2.Order 3 of the orders made on 26 June 2014 is varied so that the Applicant is granted leave to file and serve an Amended Statement of Claim in the form annexed to the affidavit of Mr Lockett, providing that the Amended Statement of Claim contains in addition, appropriate particulars of 74.2(d) and 74.2(e).
3.Order 1 made on 26 June 2014 is vacated.
4.Order 4 made on 26 June 2014 is varied so that the Respondent is to file and serve his defence by no later than close of business on 29 October 2014.
5.Order 5 made on 26 June 2014 is varied so that the Applicant is to file and serve any reply by no later than close of business on 12 November 2014.
6.Order 6 made on 26 June 2014 is varied so that the Applicant is to file and serve any affidavits containing the evidence in chief of its non-customer witnesses by no later than close of business on 26 November 2014.
7.Order 7 made on 26 June 2014 is varied so that the Applicant is to file and serve copies of any reports from expert witnesses from whom it proposes to adduce evidence at the trial by no later than 26 November 2014.
8.The proceedings are listed for trial commencing on Tuesday, 9 June 2015 at 10:00 (4 weeks set aside).
9.The matter is adjourned to 9:00am on Thursday, 13 November 2014 for directions.
10.The costs of today’s hearing and of the hearing on 9 September 2014 be borne by each party.
11.The Applicant is to pay the Respondent’s costs thrown away by the amendment to its Application and to the Statement of Claim.
12.There be liberty to apply.
Note: Entry of orders is dealt with in Rule 39.32 of the Federal Court Rules 2011.

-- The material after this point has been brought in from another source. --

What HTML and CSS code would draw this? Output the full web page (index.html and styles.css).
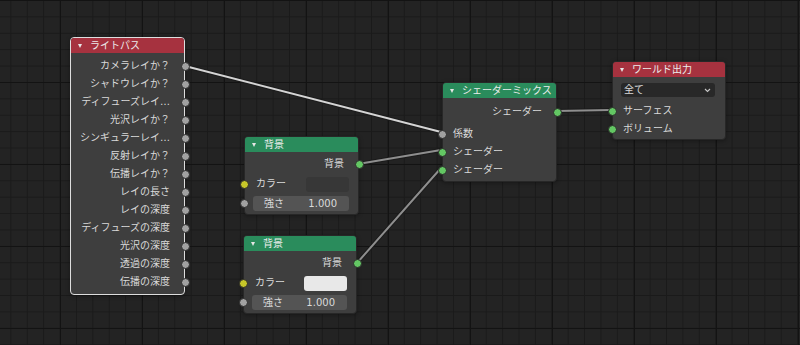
FILE: index.html
```html
<!DOCTYPE html>
<html lang="ja">
<head>
  <meta charset="UTF-8" />
  <title>シェーダーエディター</title>
  <link rel="stylesheet" href="styles.css">
</head>
<body>
  <div class="editor">
    <!-- links are drawn below the nodes -->
    <svg class="links" width="800" height="345" viewBox="0 0 800 345">
      <g class="link">
        <line x1="185" y1="66" x2="441" y2="132" class="link-edge" />
        <line x1="185" y1="66" x2="441" y2="132" class="link-core link-core--active" />
      </g>
      <g class="link">
        <line x1="358" y1="164" x2="441" y2="150" class="link-edge" />
        <line x1="358" y1="164" x2="441" y2="150" class="link-core" />
      </g>
      <g class="link">
        <line x1="357" y1="263" x2="441" y2="168" class="link-edge" />
        <line x1="357" y1="263" x2="441" y2="168" class="link-core" />
      </g>
      <g class="link">
        <line x1="556" y1="111" x2="611" y2="110" class="link-edge" />
        <line x1="556" y1="111" x2="611" y2="110" class="link-core" />
      </g>
    </svg>

    <!-- ライトパス -->
    <div class="node node-lightpath is-selected">
      <div class="node-header header-input"><span class="collapse"></span>ライトパス</div>
      <div class="node-body">
        <div class="row row-out">カメラレイか？<span class="socket socket-value"></span></div>
        <div class="row row-out">シャドウレイか？<span class="socket socket-value"></span></div>
        <div class="row row-out">ディフューズレイ…<span class="socket socket-value"></span></div>
        <div class="row row-out">光沢レイか？<span class="socket socket-value"></span></div>
        <div class="row row-out">シンギュラーレイ…<span class="socket socket-value"></span></div>
        <div class="row row-out">反射レイか？<span class="socket socket-value"></span></div>
        <div class="row row-out">伝播レイか？<span class="socket socket-value"></span></div>
        <div class="row row-out">レイの長さ<span class="socket socket-value"></span></div>
        <div class="row row-out">レイの深度<span class="socket socket-value"></span></div>
        <div class="row row-out">ディフューズの深度<span class="socket socket-value"></span></div>
        <div class="row row-out">光沢の深度<span class="socket socket-value"></span></div>
        <div class="row row-out">透過の深度<span class="socket socket-value"></span></div>
        <div class="row row-out">伝播の深度<span class="socket socket-value"></span></div>
      </div>
    </div>

    <!-- 背景 1 -->
    <div class="node node-bg1">
      <div class="node-header header-shader"><span class="collapse"></span>背景</div>
      <div class="node-body">
        <div class="row row-out">背景<span class="socket socket-shader"></span></div>
        <div class="row row-color">
          <span>カラー</span>
          <span class="swatch swatch-dark"></span>
          <span class="socket socket-color"></span>
        </div>
        <div class="row row-field">
          <div class="field"><span>強さ</span><span>1.000</span></div>
          <span class="socket socket-value"></span>
        </div>
      </div>
    </div>

    <!-- 背景 2 -->
    <div class="node node-bg2">
      <div class="node-header header-shader"><span class="collapse"></span>背景</div>
      <div class="node-body">
        <div class="row row-out">背景<span class="socket socket-shader"></span></div>
        <div class="row row-color">
          <span>カラー</span>
          <span class="swatch swatch-light"></span>
          <span class="socket socket-color"></span>
        </div>
        <div class="row row-field">
          <div class="field"><span>強さ</span><span>1.000</span></div>
          <span class="socket socket-value"></span>
        </div>
      </div>
    </div>

    <!-- シェーダーミックス -->
    <div class="node node-mix">
      <div class="node-header header-shader"><span class="collapse"></span>シェーダーミックス</div>
      <div class="node-body">
        <div class="row row-out">シェーダー<span class="socket socket-shader"></span></div>
        <div class="inputs">
          <div class="row row-in">係数<span class="socket socket-value"></span></div>
          <div class="row row-in">シェーダー<span class="socket socket-shader"></span></div>
          <div class="row row-in">シェーダー<span class="socket socket-shader"></span></div>
        </div>
      </div>
    </div>

    <!-- ワールド出力 -->
    <div class="node node-world">
      <div class="node-header header-output"><span class="collapse"></span>ワールド出力</div>
      <div class="node-body">
        <div class="dropdown">
          <span>全て</span>
          <svg width="7" height="5" viewBox="0 0 7 5"><path d="M1 1 L3.5 3.5 L6 1" fill="none" stroke="#c8c8c8" stroke-width="1.1"/></svg>
        </div>
        <div class="inputs">
          <div class="row row-in">サーフェス<span class="socket socket-shader"></span></div>
          <div class="row row-in">ボリューム<span class="socket socket-shader"></span></div>
        </div>
      </div>
    </div>
  </div>
</body>
</html>
```

FILE: styles.css
```css
html, body {
  margin: 0;
  padding: 0;
  width: 800px;
  height: 345px;
  overflow: hidden;
  background: #232323;
  font-family: 'DejaVu Sans', 'Noto Sans CJK JP', sans-serif;
  font-size: 10px;
  color: #dadada;
}

.editor {
  position: relative;
  width: 800px;
  height: 345px;
  background-color: #232323;
  background-image:
    linear-gradient(to right, #131313 1px, transparent 1px),
    linear-gradient(to bottom, #131313 1px, transparent 1px),
    linear-gradient(to right, #1a1a1a 1px, transparent 1px),
    linear-gradient(to bottom, #1a1a1a 1px, transparent 1px);
  background-size: 82px 82px, 82px 82px, 16.4px 16.4px, 16.4px 16.4px;
  background-position: 60px 0, 0 0, 10.4px 0, 0 0;
}

.links {
  position: absolute;
  left: 0;
  top: 0;
}

.link-edge {
  stroke: #1b1b1b;
  stroke-width: 4;
  stroke-linecap: round;
}

.link-core {
  stroke: #8e8e8e;
  stroke-width: 2;
  stroke-linecap: round;
}

.link-core--active {
  stroke: #d4d4d4;
}

/* nodes */
.node {
  position: absolute;
  width: 115px;
  box-sizing: border-box;
  background: #3e3e3e;
  border: 1px solid #272727;
  border-radius: 4px;
  box-shadow: 0 1px 4px rgba(0, 0, 0, 0.35);
}

.node.is-selected {
  border-color: #dedede;
}

.node-lightpath { left: 70px; top: 37px; }
.node-bg1 { left: 244px; top: 136px; }
.node-bg2 { left: 243px; top: 235px; width: 114px; }
.node-mix { left: 442px; top: 82px; }
.node-world { left: 612px; top: 61px; width: 114px; }

.node-header {
  height: 15px;
  line-height: 15px;
  padding-left: 19px;
  position: relative;
  color: #ececec;
  border-radius: 3px 3px 0 0;
  white-space: nowrap;
}

.header-input { background: #a6323f; }
.header-shader { background: #2a8c5c; }
.header-output { background: #a6323f; }

.collapse {
  position: absolute;
  left: 7px;
  top: 6px;
  width: 0;
  height: 0;
  border-left: 2.5px solid transparent;
  border-right: 2.5px solid transparent;
  border-top: 4px solid #e6e6e6;
}

.node-body {
  padding: 3px 0 3px;
}

.node-lightpath .node-body {
  padding: 4px 0 3px;
}

.node-mix .node-body {
  padding: 5px 0 2px;
}

.node-world .node-body {
  padding-bottom: 1px;
}

.row {
  position: relative;
  height: 18px;
  line-height: 18px;
  white-space: nowrap;
}

.row-out {
  text-align: right;
  padding-right: 14px;
}

.row-in {
  padding-left: 10px;
}

.inputs {
  margin-top: 4px;
}

.node-world .inputs {
  margin-top: 5px;
}

/* sockets */
.socket {
  position: absolute;
  top: 50%;
  width: 9px;
  height: 9px;
  margin-top: -4.5px;
  box-sizing: border-box;
  border-radius: 50%;
  border: 1px solid #2a2a2a;
}

.row-out .socket { right: -5.5px; }
.row-in .socket,
.row-color .socket,
.row-field .socket { left: -5.5px; }

.socket-value { background: #a1a1a1; }
.socket-shader { background: #63c763; }
.socket-color { background: #c7c729; }

/* colour + value rows */
.row-color {
  height: 22px;
  line-height: 22px;
  display: flex;
  justify-content: space-between;
  align-items: center;
  padding: 0 9px 0 11px;
}

.swatch {
  width: 43px;
  height: 15px;
  border-radius: 3px;
}

.swatch-dark { background: #373737; }
.swatch-light { background: #e8e8e8; }

.row-field {
  height: 15px;
  line-height: 15px;
  margin-top: 1px;
}

.field {
  display: flex;
  justify-content: space-between;
  height: 15px;
  margin: 0 9px 0 8px;
  padding: 0 12px 0 11px;
  background: #545454;
  border-radius: 3px;
}

.dropdown {
  display: flex;
  justify-content: space-between;
  align-items: center;
  height: 14px;
  margin: 3px 10px 0 8px;
  padding: 0 4px 0 3px;
  background: #282828;
  border-radius: 3px;
  line-height: 14px;
}
```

IN THE FEDERAL COURT OF AUSTRALIA
SOUTH AUSTRALIA DISTRICT REGISTRY
GENERAL DIVISION
SAD 100 of 2014
BETWEEN: AUSTRALIAN SECURITIES AND INVESTMENTS COMMISSION
ApplicantAND: LINDSAY KOBELT
Respondent
JUDGE:
WHITE J
DATE:
10 October 2014
PLACE:
ADELAIDE
EX TEMPORE REASONS FOR JUDGMENT
In this action, the Australian Securities and Investments Commission (ASIC) alleges unconscionable conduct by the respondent in the manner of his provision of credit to customers in relation to the sale of motor vehicles or other goods and services. That conduct is said to have involved the respondent taking possession of customers’ debit cards, requiring the disclosure by them to him of their personal identification numbers and, from time to time, deducting amounts from their accounts in repayment of the debts owed to him. ASIC’s claims against the respondent include an allegation that he has contravened s 29 of the National Consumer Credit Protection Act 2009 (Cth) (NCCP Act), which proscribes a person engaging in “credit activity” if the person does not hold a licence authorising the person to engage in the credit activity.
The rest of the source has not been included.